Lawrence’s first chapter entitled “Representation and Resistance: Beckett as Reader and Critic” shows how Beckett’s work is indebted to Kant and Schopenhauer. It further reflects the influence of Kandinsky’s “Abstract and Concrete Art.” Kandinsky was a figure of importance for expatriate artists resident in Paris in the inter-war period. Beckett’s philosophical metaphor of “resistance” appears in his writing, as do the related notions of a(p)perception and the recurrent figure of the eye. Lawrence looks at the affinities between Beckett’s “poetics of ignorance” and Georges Bataille’s concept of “unknowing.”

Chapter two, “Beckett’s Aesthetic of Vision : Figuration and Surrealist Influence” frames the notion of visuality in the light of Beckett’s responses to Surrealism and phenomenology, especially in relation to Murphy which Beckett translated into French in 1940. Beckett’s review of “MacGreevy on Yeats” and his essays on Geer and Bram van Velde are considered alongside his poetry and fiction from the 1930s to the postwar period.
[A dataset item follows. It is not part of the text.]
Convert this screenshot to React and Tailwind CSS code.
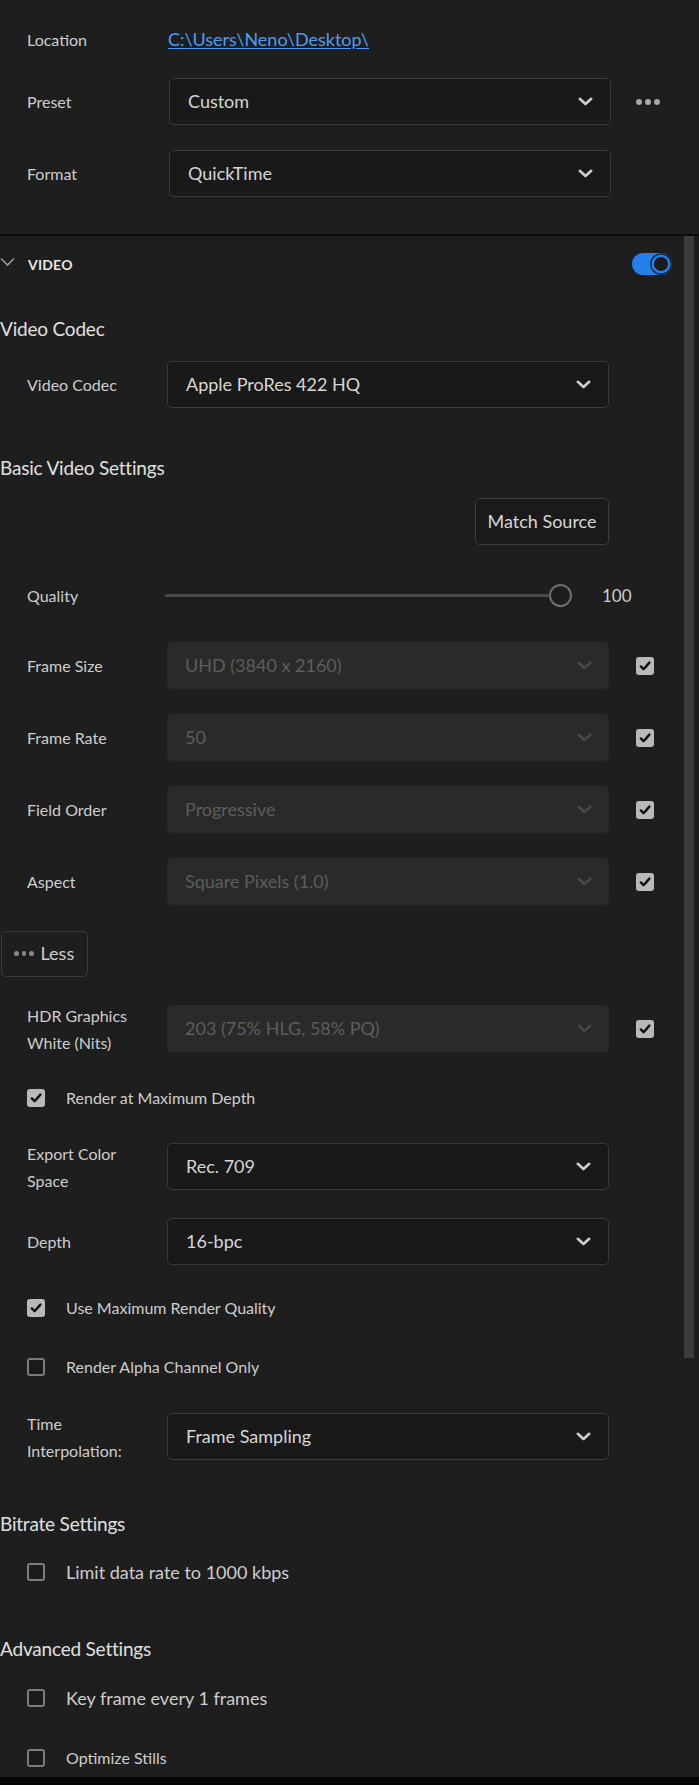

Intersections between Breton’s novella Nadja and Sartre’s novel Nausea and Beckett’s own fiction and critical writing are also elaborated upon. Roger Vitrac’s play Victor ou Les Enfants au pouvoir (1928) is further explored in relation to Beckett’s own Eleutheria (1947) and their respective ambivalent relationship with surrealist tropes.

In “Transitions and Abstractions : Periodical Culture and Beckett’s Revisions of the Visual”, the third chapter of the monograph, Beckett’s correspondence with Georges Duthuit and his writings for Transition help outline aesthetic concerns having to do with liminal states and the idea of the threshold. It investigates the relation between Beckett’s essays on art and the methods outlined by Kandinsky’s in Point and Line to Plane and Concerning the Spiritual in Art, drawing upon Gestalt psychology’s theories of perception, which were familiar to Beckett from the 1930s. These themes are foregrounded in Watt, as well as in the novella Premier amour written in the 1940s.

The final chapter “ ‘This Running Against the Walls of Our Cage’ : Beckett at the Boundary”, discusses Beckett’s short prose fragments, mostly written during the 1960s and 70s. This “closed space” fiction, as it is known, questions the possibility of representation and the figural. These both abstract and painterly texts are read alongside writings by Beckett’s contemporaries such as Bataille and Blanchot. The chapter also addresses Beckett’s relationship to Kant’s theory of representation by reading “Imagination Dead Imagine” (1965) in the light of Ludwig Wittgenstein’s Tractatus Logico-Philosophicus.

This monograph is the first book-length attempt at encompassing Beckett’s critical writing in the English language since Lawrence Harvey’s seminal study Samuel Beckett : Poet and Critic published in 1970. For this reason it will be of valuable use to Beckettian scholars and students. It will also be of interest to students and researchers in literary modernism, the avant-garde, European visual culture and philosophy. The critical texts considered range from Beckett’s 1929 essay “Dante … Bruno . Vico .. Joyce,” to his 1931 book-length essay Proust (1931), his two essays in French on the Dutch painters Geer and Bram van Velde, “La Peinture des van Velde ou le monde et le pantalon” (1945-1946) and “Peintres de l’empêchement” (1948), and his “Three Dialogues with Georges Duthuit” (1949). Lawrence also considers texts collected in Ruby Cohn’s edited collection, Disjecta (1983), and reassesses Beckett’s relationship with Surrealism in the light of his many translations of surrealist texts. The addition of an exhaustive list of these writings might have been useful for future researchers and academics interested in Beckett in particular and in critical writing in general.

Finally, the fact that this monograph pursues the sole line of enquiry of “visuality” and “representation” makes for a strong argument. The downside is that the reader hardly gets a global or wide-ranging view of Beckett’s critical writings, since much of the content they provide is inevitably left out. There is also relatively little discussion of Beckett’s style in his critical essays. Despite these reservations, this book is well worth reading for the insight it gives into the context of Beckett’s essays and their ongoing discussion of issues pertaining to vision and aesthetics.